Le découragement viendra plus tard.
   
Elle est fort jeune et un peu palôte, porte un beau bébé sur le dos dont au premier coup d'oeil on ne doute pas qu'il est bien le sien. Installé dans une sorte de dispositif artisanal fort bien cousu et qui tient des portages africains comme du sac à dos, le petit a les yeux vifs et grands ouverts. Il n'a pourtant pas l'air bien vieux.
    
Ils sortent du métro à la gare Montparnasse, elle lève les yeux et voit la tour.
   
- Regarde la tour comme elle est grande !
fait-elle a son enfant.
   
Deux types qui attendaient dieu préfère ne pas savoir quoi dans une voiture discrète mais pas très bien garée, l'entendent par leur vitre ouverte.
Le conducteur vaguement goguenard mais en même temps ému, jette un oeil à la tour comme s'il la voyait pour la première fois, puis vers la jeune femme. J'ai l'impression que s'il avait été seul il l'aurait apostrophée plutôt gentiment sur le mode
Vous avez bien raison, elle est vraiment très haute, histoire d'entamer la conversation voire plus si affinité.
      
Mais accompagné et peut-être en service, il se tait. Je lis dans le sien une forme de regret quand nos regards très brièvement complices se croisent en passant.
   
Comme une femme qui a trop lu, je pense à Fantine et je souhaite mentalement très fort à la maman et au bébé de ne rencontrer aucun Thénardier ou le moins possible.
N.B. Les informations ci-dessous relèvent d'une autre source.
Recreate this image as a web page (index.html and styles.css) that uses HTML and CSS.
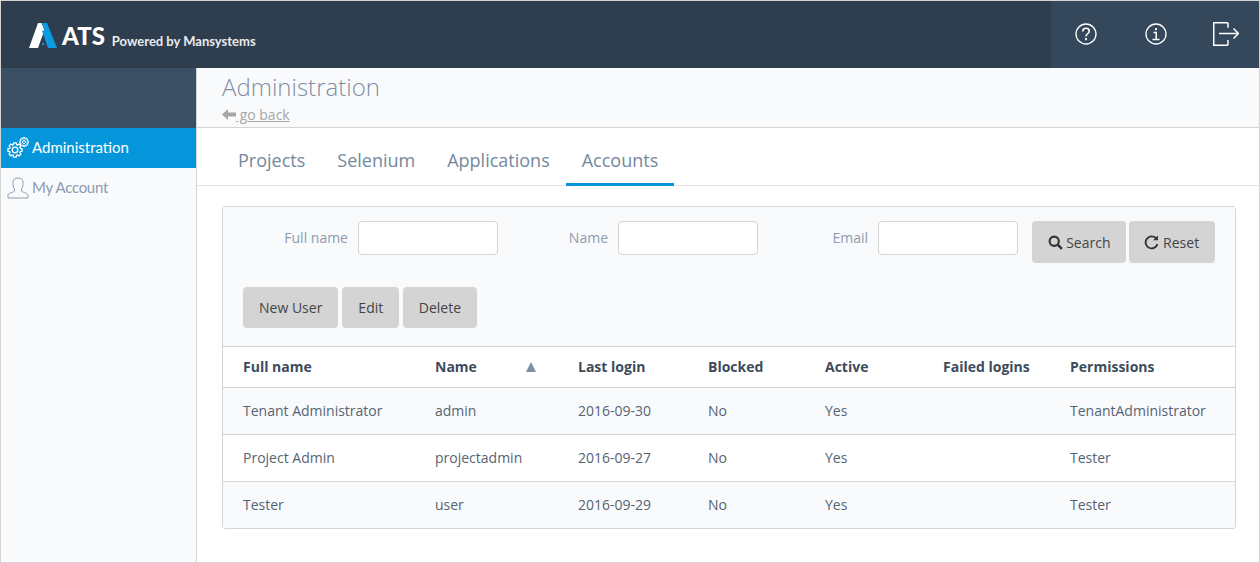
FILE: index.html
```html
<!DOCTYPE html>
<html lang="en">
<head>
    <meta charset="UTF-8">
    <meta name="viewport" content="width=device-width, initial-scale=1.0">
    <title>ATS - Administration</title>
    <link rel="stylesheet" href="styles.css">
</head>
<body>
    <div class="app">
        <header class="topbar">
            <div class="brand">
                <svg class="brand-mark" width="29" height="25" viewBox="0 0 29 25">
                    <path d="M9 0h3.500l3 7L9 25H0z" fill="#fff"/>
                    <path d="M12.500 0H18l10 25h-9L13 8l2.500-1z" fill="#0a9be0"/>
                    <rect x="13" y="20" width="2" height="2" fill="#0a9be0"/>
                </svg>
                <span class="brand-name">ATS</span>
                <span class="brand-sub">Powered by Mansystems</span>
            </div>
            <div class="top-actions">
                <svg class="top-icon" width="24" height="24" viewBox="0 0 24 24" fill="none" stroke="#fff">
                    <circle cx="12" cy="12" r="10" stroke-width="1.300"/>
                    <path d="M8.800 9.500c0-2 1.400-3.200 3.200-3.200s3.200 1.100 3.200 2.900c0 2.500-3.200 2.600-3.200 5.200" stroke-width="1.600"/>
                    <path d="M12 16v2.200" stroke-width="1.800"/>
                </svg>
                <svg class="top-icon" width="24" height="24" viewBox="0 0 24 24" fill="none" stroke="#fff">
                    <circle cx="12" cy="12" r="10" stroke-width="1.300"/>
                    <path d="M12 6v2.200" stroke-width="1.800"/>
                    <path d="M9.500 10.500H12.200V17M8.500 17.500h7" stroke-width="1.500"/>
                </svg>
                <svg class="top-icon icon-logout" width="26" height="24" viewBox="0 0 26 24" fill="none" stroke="#fff" stroke-width="1.500">
                    <path d="M15 .75H.75v22.500H15M15 .75v5M15 18v5"/>
                    <path d="M6 11.500h19M20.500 6.500l5 5-5 5"/>
                </svg>
            </div>
        </header>
        <div class="layout">
            <aside class="sidebar">
                <div class="sidebar-top"></div>
                <a class="side-item active">
                    <svg width="22" height="22" viewBox="0 0 22 22" fill="none" stroke="#fff">
                        <defs>
                            <polygon id="gear" points="4.76,-1.55 6.4,-1.13 6.4,1.13 4.76,1.55 4.46,2.27 5.32,3.73 3.73,5.32 2.27,4.46 1.55,4.76 1.13,6.4 -1.13,6.4 -1.55,4.76 -2.27,4.46 -3.73,5.32 -5.32,3.73 -4.46,2.27 -4.76,1.55 -6.4,1.13 -6.4,-1.13 -4.76,-1.55 -4.46,-2.27 -5.32,-3.73 -3.73,-5.32 -2.27,-4.46 -1.55,-4.76 -1.13,-6.4 1.13,-6.4 1.55,-4.76 2.27,-4.46 3.73,-5.32 5.32,-3.73 4.46,-2.27"/>
                        </defs>
                        <use href="#gear" transform="translate(8 13) scale(1.100)" stroke-width="1.200"/>
                        <circle cx="8" cy="13" r="2.800" stroke-width="1.300"/>
                        <use href="#gear" transform="translate(17 5) scale(.68)" stroke-width="1.600"/>
                        <circle cx="17" cy="5" r="1.500" stroke-width="1"/>
                    </svg>
                    <span>Administration</span>
                </a>
                <a class="side-item side-account">
                    <svg width="22" height="22" viewBox="0 0 22 22" fill="none" stroke="#8d9bb0" stroke-width="1">
                        <path d="M1 21v-2.500c0-2.500 5-3 6.500-4.500v-2C6 10.500 6 8 6 5.500 6 2.500 8 1 11 1s5 1.500 5 4.500c0 2.500 0 5-1.500 6.500v2c1.500 1.500 6.500 2 6.500 4.500V21z"/>
                    </svg>
                    <span>My Account</span>
                </a>
            </aside>
            <main class="content">
                <div class="page-head">
                    <h1>Administration</h1>
                    <a class="back-link"><svg width="14" height="11" viewBox="0 0 14 11"><path d="M0 5.500l6-5.500v3.500h8v4H6V11z" fill="#a6a6a6"/></svg> go back</a>
                </div>
                <nav class="tabs">
                    <a class="tab">Projects</a>
                    <a class="tab">Selenium</a>
                    <a class="tab">Applications</a>
                    <a class="tab current">Accounts</a>
                </nav>
                <section class="panel">
                    <div class="filters">
                        <form class="search-row">
                            <label class="field field-first"><span class="field-label">Full name</span> <input type="text"></label>
                            <label class="field"><span class="field-label">Name</span> <input type="text"></label>
                            <label class="field"><span class="field-label">Email</span> <input type="text"></label>
                            <button type="button" class="btn btn-search">
                                <svg width="15" height="15" viewBox="0 0 14 14" fill="none" stroke="#333"><circle cx="5.800" cy="5.800" r="4.300" stroke-width="2"/><path d="M9 9l4 4" stroke-width="2.400"/></svg>
                                Search
                            </button>
                            <button type="button" class="btn btn-reset">
                                <svg width="15" height="15" viewBox="0 0 14 14" fill="none" stroke="#333" stroke-width="1.800"><path d="M12.500 8.500A5.600 5.600 0 1 1 11 2.800"/><path d="M13 .5V5H8.500z" fill="#333" stroke="none"/></svg>
                                Reset
                            </button>
                        </form>
                        <div class="action-row">
                            <button type="button" class="btn">New User</button>
                            <button type="button" class="btn">Edit</button>
                            <button type="button" class="btn btn-delete">Delete</button>
                        </div>
                    </div>
                    <table class="users">
                        <thead>
                            <tr>
                                <th class="col-full">Full name</th>
                                <th class="col-name">Name <span class="sort"></span></th>
                                <th class="col-login">Last login</th>
                                <th class="col-blocked">Blocked</th>
                                <th class="col-active">Active</th>
                                <th class="col-failed">Failed logins</th>
                                <th>Permissions</th>
                            </tr>
                        </thead>
                        <tbody>
                            <tr><td>Tenant Administrator</td><td>admin</td><td>2016-09-30</td><td>No</td><td>Yes</td><td></td><td>TenantAdministrator</td></tr>
                            <tr><td>Project Admin</td><td>projectadmin</td><td>2016-09-27</td><td>No</td><td>Yes</td><td></td><td>Tester</td></tr>
                            <tr><td>Tester</td><td>user</td><td>2016-09-29</td><td>No</td><td>Yes</td><td></td><td>Tester</td></tr>
                        </tbody>
                    </table>
                </section>
            </main>
        </div>
    </div>
</body>
</html>
```
FILE: styles.css
```css
* {
    box-sizing: border-box;
}
html, body {
    height: 100%;
}
body {
    margin: 0;
    font-family: "Open Sans", sans-serif;
    font-size: 14px;
    color: #3d4c5c;
    background-color: #fff;
    overflow: hidden;
}
.app {
    height: 563px;
    border: 1px solid #d4d4d4;
    display: flex;
    flex-direction: column;
}
.topbar {
    height: 67px;
    flex: none;
    display: flex;
    justify-content: space-between;
    background-color: #2f3e4e;
}
.brand {
    display: flex;
    align-items: center;
    padding: 4px 0 0 28px;
    color: #fff;
}
.brand-mark {
    margin-top: -3px;
}
.brand-name {
    font-family: Lato, sans-serif;
    font-weight: 900;
    font-size: 24px;
    margin-left: 4px;
    margin-top: -2px;
}
.brand-sub {
    font-family: Lato, sans-serif;
    font-weight: 700;
    font-size: 13px;
    margin-left: 7px;
    margin-top: 9px;
    color: #e8ebee;
}
.top-actions {
    width: 208px;
    background-color: #34475b;
    display: flex;
    align-items: center;
    padding-left: 23px;
}
.top-icon {
    flex: none;
    margin-right: 46px;
    margin-bottom: 2px;
}
.icon-logout {
    margin-left: -1px;
    margin-right: 0;
}
.layout {
    flex: 1;
    display: flex;
    min-height: 0;
}
.sidebar {
    width: 196px;
    flex: none;
    background-color: #f9fafc;
    border-right: 1px solid #d4d4d4;
}
.sidebar-top {
    height: 60px;
    background-color: #3a4f63;
}
.side-item {
    height: 40px;
    display: flex;
    align-items: center;
    gap: 3px;
    padding-left: 6px;
    font-family: Lato, sans-serif;
    font-size: 15px;
    line-height: 18px;
    color: #8d9bb0;
}
.side-item span {
    margin-bottom: 3px;
}
.side-item.active {
    background-color: #0595da;
    color: #fff;
}
.side-account span {
    letter-spacing: -0.3px;
}
.content {
    flex: 1;
    min-width: 0;
}
.page-head {
    height: 60px;
    padding: 2px 25px 0;
    background-color: #f9fafc;
    border-bottom: 1px solid #d4d4d4;
}
.page-head h1 {
    margin: 0;
    font-size: 24px;
    font-weight: 300;
    line-height: 34px;
    color: #7f8ea5;
}
.back-link {
    font-size: 14px;
    line-height: 20px;
    display: block;
    padding-top: 1px;
    color: #a6a6a6;
    text-decoration: underline;
}
.tabs {
    height: 58px;
    display: flex;
    padding-left: 25px;
    border-bottom: 1px solid #e4e4e4;
}
.tab {
    font-size: 18px;
    line-height: 24px;
    height: 58px;
    padding: 20px 16px 0;
    color: #74889e;
}
.tab.current {
    border-bottom: 3px solid #0595da;
}
.panel {
    margin: 20px 23px 0 25px;
    border: 1px solid #d4d4d4;
    border-radius: 3px;
}
.filters {
    height: 139px;
    background-color: #f9fafc;
    padding: 14px 20px 0;
}
.search-row {
    display: flex;
    height: 66px;
    align-items: flex-start;
}
.field {
    width: 260px;
    display: flex;
    justify-content: flex-end;
    align-items: center;
    gap: 10px;
    color: #8d9bb0;
    height: 34px;
}
.field-first {
    width: 255px;
}
.field-label {
    margin-bottom: 2px;
}
.field input {
    width: 140px;
    height: 34px;
    border: 1px solid #d4d4d4;
    border-radius: 4px;
    background-color: #fff;
}
.btn {
    height: 42px;
    padding: 0 16px;
    border: none;
    border-radius: 4px;
    background-color: #d4d4d4;
    font-family: inherit;
    font-size: 14px;
    color: #444;
}
.btn svg {
    vertical-align: -2px;
}
.btn-search, .btn-reset {
    padding: 0 15.500px;
}
.btn-search {
    margin-left: 14px;
    margin-right: 3px;
}
.action-row {
    display: flex;
    gap: 4px;
}
.action-row .btn {
    height: 41px;
}
.action-row .btn-delete {
    padding: 0 15.500px;
}
.users {
    width: 100%;
    border-collapse: separate;
    border-spacing: 0;
    table-layout: fixed;
}
.users th, .users td {
    text-align: left;
    padding: 0 0 0 20px;
    border-top: 1px solid #d4d4d4;
    color: #556473;
    font-weight: 400;
    white-space: nowrap;
}
.users th {
    height: 41px;
    font-weight: 700;
    color: #3d4c5c;
    background-color: #fff;
    padding-bottom: 1px;
}
.users td {
    height: 47px;
    padding-bottom: 2px;
}
.users tbody tr:nth-child(odd) td {
    background-color: #f9fafc;
}
.col-full { width: 192px; }
.col-name { width: 143px; }
.col-login { width: 130px; }
.col-blocked { width: 117px; }
.col-active { width: 118px; }
.col-failed { width: 127px; }
.sort {
    float: right;
    margin: 5px 22px 0 0;
    border-left: 5.500px solid transparent;
    border-right: 5.500px solid transparent;
    border-bottom: 10px solid #7f8fa3;
}
```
Puis je me dis Arrête de faire de chaque silhouette que tu entrevois le sujet d'un drame italien, à commencer par la tienne.
 
Je sors mon Olympus de sa sacoche, le passe autour de mon cou, enlève le cache de l'objectif, et entame aussitôt une fructueuse chasse-photos.
      
 
[photo : la Tour Montparnasse, cet après-midi même]

      

Je dois le terme de chasse-photos à mon ami Supmylo

que j'en profite pour remercier de beaucoup de choses.